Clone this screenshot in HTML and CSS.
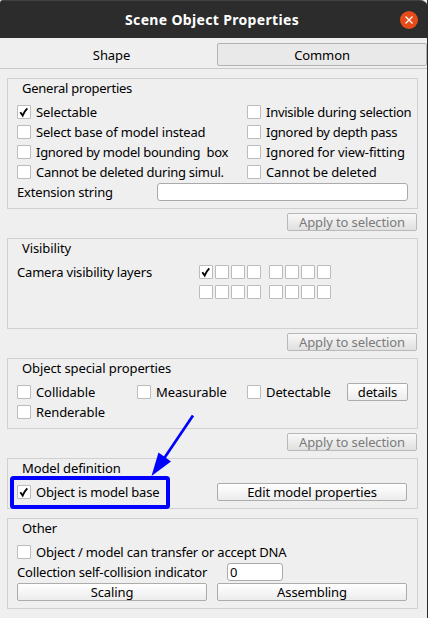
FILE: index.html
```
<!DOCTYPE html>
<html lang="en">
<head>
<meta charset="utf-8">
<title>Scene Object Properties</title>
<link rel="stylesheet" href="styles.css">
</head>
<body>
<svg class="defs" width="0" height="0" aria-hidden="true"><symbol id="tick" viewBox="0 0 14 14"><path d="M3.3 7.2 L5.7 10.5 Q7.3 6.3 10.3 3.3" fill="none" stroke="#000" stroke-width="1.9"/></symbol></svg>
<div class="window">
  <header class="titlebar">
    <h1>Scene Object Properties</h1>
    <svg class="close" viewBox="0 0 18 18"><circle cx="9" cy="9" r="9" fill="#e64c19"/><path d="M5.5 5.5l7 7M12.5 5.5l-7 7" stroke="#fff" stroke-width="1.3"/></svg>
  </header>
  <nav class="tabs"><div class="tab"><span>Shape</span></div><div class="tab active"><span>Common</span></div></nav>
  <main>
    <section class="group general">
      <h2>General properties</h2>
      <div class="row"><label class="c230"><i class="box"><svg><use href="#tick"/></svg></i><span class="loose">Selectable</span></label><label><i class="box"></i><span class="tight">Invisible during selection</span></label></div>
      <div class="row"><label class="c230"><i class="box"></i><span>Select base of model instead</span></label><label><i class="box"></i><span class="tight">Ignored by depth pass</span></label></div>
      <div class="row"><label class="c230"><i class="box"></i><span class="tight">Ignored by model bounding&nbsp; box</span></label><label><i class="box"></i><span class="loose">Ignored for view-fitting</span></label></div>
      <div class="row"><label class="c230"><i class="box"></i><span class="tight">Cannot be deleted during simul.</span></label><label><i class="box"></i><span class="loose">Cannot be deleted</span></label></div>
      <div class="row"><span class="c140">Extension string</span><div class="field wide"></div></div>
    </section>
    <div class="apply"><div class="button disabled">Apply to selection</div></div>
    <section class="group visibility">
      <h2 class="loose">Visibility</h2>
      <div class="row"><span class="c182">Camera visibility layers</span><div class="layers"><i class="box"><svg><use href="#tick"/></svg></i><i class="box"></i><i class="box"></i><i class="box"></i></div><div class="layers"><i class="box"></i><i class="box"></i><i class="box"></i><i class="box"></i></div></div>
      <div class="row"><span class="c182"></span><div class="layers"><i class="box"></i><i class="box"></i><i class="box"></i><i class="box"></i></div><div class="layers"><i class="box"></i><i class="box"></i><i class="box"></i><i class="box"></i></div></div>
    </section>
    <div class="apply"><div class="button disabled">Apply to selection</div></div>
    <section class="group special">
      <h2 class="loose">Object special properties</h2>
      <div class="row"><label class="c120"><i class="box"></i><span class="loose">Collidable</span></label><label class="c110"><i class="box"></i><span class="loose">Measurable</span></label><label class="c100"><i class="box"></i><span class="loose">Detectable</span></label><div class="button details">details</div></div>
      <div class="row"><label><i class="box"></i><span class="loose">Renderable</span></label></div>
    </section>
    <div class="apply"><div class="button disabled">Apply to selection</div></div>
    <section class="group model">
      <h2 class="loose">Model definition</h2>
      <div class="row"><label class="c200"><i class="box"><svg><use href="#tick"/></svg></i><span>Object is model base</span></label><div class="button half">Edit model properties</div></div>
    </section>
    <section class="group other">
      <h2 class="loose">Other</h2>
      <div class="row"><label><i class="box"></i><span>Object / model can transfer or accept DNA</span></label></div>
      <div class="row"><span class="c210">Collection self-collision indicator</span><div class="field small">0</div></div>
      <div class="row"><div class="button half gap">Scaling</div><div class="button half">Assembling</div></div>
    </section>
  </main>
  <svg class="callout" viewBox="0 0 428 618"><rect x="12" y="478" width="156" height="29" rx="1.5" fill="none" stroke="#00f" stroke-width="4"/><path d="M193 415.5L163 460" stroke="#00f" stroke-width="2.7"/><path d="M151.5 476L158.5 452.5L171 461.5Z" fill="#00f"/></svg>
</div>
</body>
</html>
```
FILE: styles.css
```
* { box-sizing: border-box; }
body { margin: 0; font: 13px/20px "Noto Sans", sans-serif; letter-spacing: -0.18px; color: #000; background: #efefef; }
.tight { letter-spacing: -0.28px; }
.loose { letter-spacing: -0.1px; }
.defs { position: absolute; }
.window { position: relative; width: 428px; height: 618px; overflow: hidden; background: #efefef; border-right: 1px solid #2b2b2b; }
.titlebar { display: flex; align-items: center; justify-content: flex-end; height: 38px; width: 428px; padding-right: 10px; background: #2c2c2c; border-top: 1px solid #414141; border-radius: 3px 8px 0 0; }
h1 { margin: 0 101px 0 0; color: #fff; font-size: 14px; line-height: 20px; font-weight: 700; letter-spacing: 0.33px; white-space: nowrap; }
.close { width: 18px; height: 18px; flex: none; }
.tabs { display: grid; grid-template-columns: 217px 210px; height: 31px; padding-top: 5px; border-bottom: 1px solid #c9c9c9; }
.tab { height: 23px; line-height: 24px; text-align: center; padding-left: 6px; letter-spacing: -0.1px; }
.tab.active { padding: 0; background: #e9e9e9; border: 1px solid #b2b2b2; border-radius: 2px; line-height: 22px; }
main { padding: 9px 9px 0 7px; }
.group { width: 411px; border: 1px solid #d0d0d0; padding: 0 9px; }
h2 { margin: -1px 0 4px 5px; font-size: 13px; line-height: 20px; font-weight: 400; white-space: nowrap; }
.general { height: 131px; }
.general h2 { letter-spacing: -0.25px; }
.visibility, .other { height: 91px; }
.special { height: 71px; }
.model { height: 51px; margin-bottom: 9px; }
.row { display: flex; align-items: center; height: 20px; white-space: nowrap; }
.row > * { flex: none; }
label { display: flex; align-items: center; gap: 5px; }
.box { display: block; width: 14px; height: 14px; background: #fff; border: 1px solid #bcbcbc; border-radius: 1px; }
.box svg { display: block; width: 14px; height: 14px; margin: -1px; }
.c100 { width: 100px; } .c110 { width: 110px; } .c120 { width: 120px; } .c140 { width: 140px; }
.c182 { width: 182px; } .c200 { width: 200px; } .c210 { width: 210px; } .c230 { width: 230px; }
.layers { display: flex; gap: 2px; margin-right: 8px; }
.field { height: 18px; background: #fff; border: 1px solid #aaa; border-radius: 3px; line-height: 16px; padding-left: 2px; }
.field.wide { width: 251px; }
.field.small { width: 56px; }
.button { height: 18px; line-height: 17px; text-align: center; border: 1px solid #acacac; border-radius: 2px; background: linear-gradient(#fff, #ececec); letter-spacing: -0.12px; white-space: nowrap; }
.disabled { width: 130px; color: #7b7b7b; border-color: #b9b9b9; background: linear-gradient(#f8f8f8, #e0e0e0); }
.apply { display: flex; justify-content: flex-end; height: 29px; padding: 4px 1px 0 0; }
.details { width: 61px; }
.half { width: 190px; }
.gap { margin-right: 10px; }
.callout { position: absolute; left: 0; top: 0; width: 428px; height: 618px; pointer-events: none; }
```
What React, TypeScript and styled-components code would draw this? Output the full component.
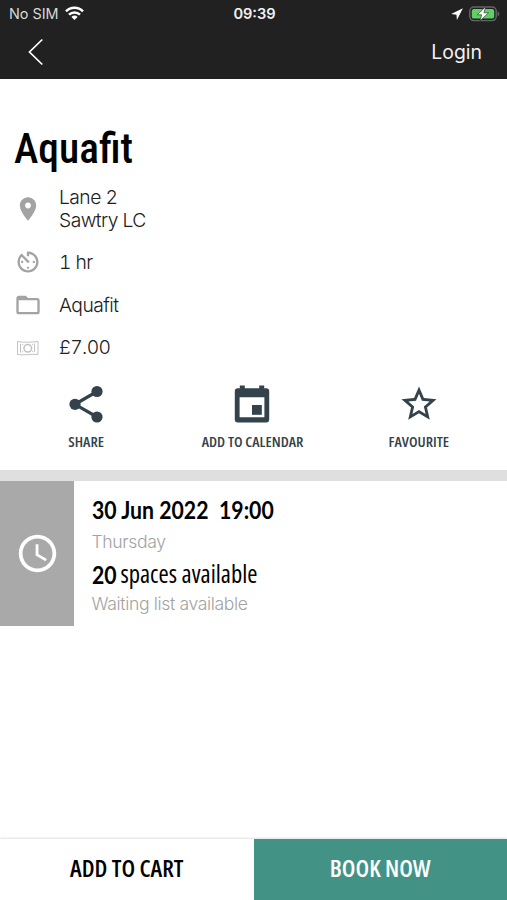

• _Work to complete_: Output the full set of records above without changing a word, and drop the images.

• _The output_:
Clone this screenshot in HTML and CSS.
FILE: index.html
```
<!DOCTYPE html>
<html lang="en">
<head>
<meta charset="utf-8">
<title>Scene Object Properties</title>
<link rel="stylesheet" href="styles.css">
</head>
<body>
<svg class="defs" width="0" height="0" aria-hidden="true"><symbol id="tick" viewBox="0 0 14 14"><path d="M3.3 7.2 L5.7 10.5 Q7.3 6.3 10.3 3.3" fill="none" stroke="#000" stroke-width="1.9"/></symbol></svg>
<div class="window">
  <header class="titlebar">
    <h1>Scene Object Properties</h1>
    <svg class="close" viewBox="0 0 18 18"><circle cx="9" cy="9" r="9" fill="#e64c19"/><path d="M5.5 5.5l7 7M12.5 5.5l-7 7" stroke="#fff" stroke-width="1.3"/></svg>
  </header>
  <nav class="tabs"><div class="tab"><span>Shape</span></div><div class="tab active"><span>Common</span></div></nav>
  <main>
    <section class="group general">
      <h2>General properties</h2>
      <div class="row"><label class="c230"><i class="box"><svg><use href="#tick"/></svg></i><span class="loose">Selectable</span></label><label><i class="box"></i><span class="tight">Invisible during selection</span></label></div>
      <div class="row"><label class="c230"><i class="box"></i><span>Select base of model instead</span></label><label><i class="box"></i><span class="tight">Ignored by depth pass</span></label></div>
      <div class="row"><label class="c230"><i class="box"></i><span class="tight">Ignored by model bounding&nbsp; box</span></label><label><i class="box"></i><span class="loose">Ignored for view-fitting</span></label></div>
      <div class="row"><label class="c230"><i class="box"></i><span class="tight">Cannot be deleted during simul.</span></label><label><i class="box"></i><span class="loose">Cannot be deleted</span></label></div>
      <div class="row"><span class="c140">Extension string</span><div class="field wide"></div></div>
    </section>
    <div class="apply"><div class="button disabled">Apply to selection</div></div>
    <section class="group visibility">
      <h2 class="loose">Visibility</h2>
      <div class="row"><span class="c182">Camera visibility layers</span><div class="layers"><i class="box"><svg><use href="#tick"/></svg></i><i class="box"></i><i class="box"></i><i class="box"></i></div><div class="layers"><i class="box"></i><i class="box"></i><i class="box"></i><i class="box"></i></div></div>
      <div class="row"><span class="c182"></span><div class="layers"><i class="box"></i><i class="box"></i><i class="box"></i><i class="box"></i></div><div class="layers"><i class="box"></i><i class="box"></i><i class="box"></i><i class="box"></i></div></div>
    </section>
    <div class="apply"><div class="button disabled">Apply to selection</div></div>
    <section class="group special">
      <h2 class="loose">Object special properties</h2>
      <div class="row"><label class="c120"><i class="box"></i><span class="loose">Collidable</span></label><label class="c110"><i class="box"></i><span class="loose">Measurable</span></label><label class="c100"><i class="box"></i><span class="loose">Detectable</span></label><div class="button details">details</div></div>
      <div class="row"><label><i class="box"></i><span class="loose">Renderable</span></label></div>
    </section>
    <div class="apply"><div class="button disabled">Apply to selection</div></div>
    <section class="group model">
      <h2 class="loose">Model definition</h2>
      <div class="row"><label class="c200"><i class="box"><svg><use href="#tick"/></svg></i><span>Object is model base</span></label><div class="button half">Edit model properties</div></div>
    </section>
    <section class="group other">
      <h2 class="loose">Other</h2>
      <div class="row"><label><i class="box"></i><span>Object / model can transfer or accept DNA</span></label></div>
      <div class="row"><span class="c210">Collection self-collision indicator</span><div class="field small">0</div></div>
      <div class="row"><div class="button half gap">Scaling</div><div class="button half">Assembling</div></div>
    </section>
  </main>
  <svg class="callout" viewBox="0 0 428 618"><rect x="12" y="478" width="156" height="29" rx="1.5" fill="none" stroke="#00f" stroke-width="4"/><path d="M193 415.5L163 460" stroke="#00f" stroke-width="2.7"/><path d="M151.5 476L158.5 452.5L171 461.5Z" fill="#00f"/></svg>
</div>
</body>
</html>
```
FILE: styles.css
```
* { box-sizing: border-box; }
body { margin: 0; font: 13px/20px "Noto Sans", sans-serif; letter-spacing: -0.18px; color: #000; background: #efefef; }
.tight { letter-spacing: -0.28px; }
.loose { letter-spacing: -0.1px; }
.defs { position: absolute; }
.window { position: relative; width: 428px; height: 618px; overflow: hidden; background: #efefef; border-right: 1px solid #2b2b2b; }
.titlebar { display: flex; align-items: center; justify-content: flex-end; height: 38px; width: 428px; padding-right: 10px; background: #2c2c2c; border-top: 1px solid #414141; border-radius: 3px 8px 0 0; }
h1 { margin: 0 101px 0 0; color: #fff; font-size: 14px; line-height: 20px; font-weight: 700; letter-spacing: 0.33px; white-space: nowrap; }
.close { width: 18px; height: 18px; flex: none; }
.tabs { display: grid; grid-template-columns: 217px 210px; height: 31px; padding-top: 5px; border-bottom: 1px solid #c9c9c9; }
.tab { height: 23px; line-height: 24px; text-align: center; padding-left: 6px; letter-spacing: -0.1px; }
.tab.active { padding: 0; background: #e9e9e9; border: 1px solid #b2b2b2; border-radius: 2px; line-height: 22px; }
main { padding: 9px 9px 0 7px; }
.group { width: 411px; border: 1px solid #d0d0d0; padding: 0 9px; }
h2 { margin: -1px 0 4px 5px; font-size: 13px; line-height: 20px; font-weight: 400; white-space: nowrap; }
.general { height: 131px; }
.general h2 { letter-spacing: -0.25px; }
.visibility, .other { height: 91px; }
.special { height: 71px; }
.model { height: 51px; margin-bottom: 9px; }
.row { display: flex; align-items: center; height: 20px; white-space: nowrap; }
.row > * { flex: none; }
label { display: flex; align-items: center; gap: 5px; }
.box { display: block; width: 14px; height: 14px; background: #fff; border: 1px solid #bcbcbc; border-radius: 1px; }
.box svg { display: block; width: 14px; height: 14px; margin: -1px; }
.c100 { width: 100px; } .c110 { width: 110px; } .c120 { width: 120px; } .c140 { width: 140px; }
.c182 { width: 182px; } .c200 { width: 200px; } .c210 { width: 210px; } .c230 { width: 230px; }
.layers { display: flex; gap: 2px; margin-right: 8px; }
.field { height: 18px; background: #fff; border: 1px solid #aaa; border-radius: 3px; line-height: 16px; padding-left: 2px; }
.field.wide { width: 251px; }
.field.small { width: 56px; }
.button { height: 18px; line-height: 17px; text-align: center; border: 1px solid #acacac; border-radius: 2px; background: linear-gradient(#fff, #ececec); letter-spacing: -0.12px; white-space: nowrap; }
.disabled { width: 130px; color: #7b7b7b; border-color: #b9b9b9; background: linear-gradient(#f8f8f8, #e0e0e0); }
.apply { display: flex; justify-content: flex-end; height: 29px; padding: 4px 1px 0 0; }
.details { width: 61px; }
.half { width: 190px; }
.gap { margin-right: 10px; }
.callout { position: absolute; left: 0; top: 0; width: 428px; height: 618px; pointer-events: none; }
```
What React, TypeScript and styled-components code would draw this? Output the full component.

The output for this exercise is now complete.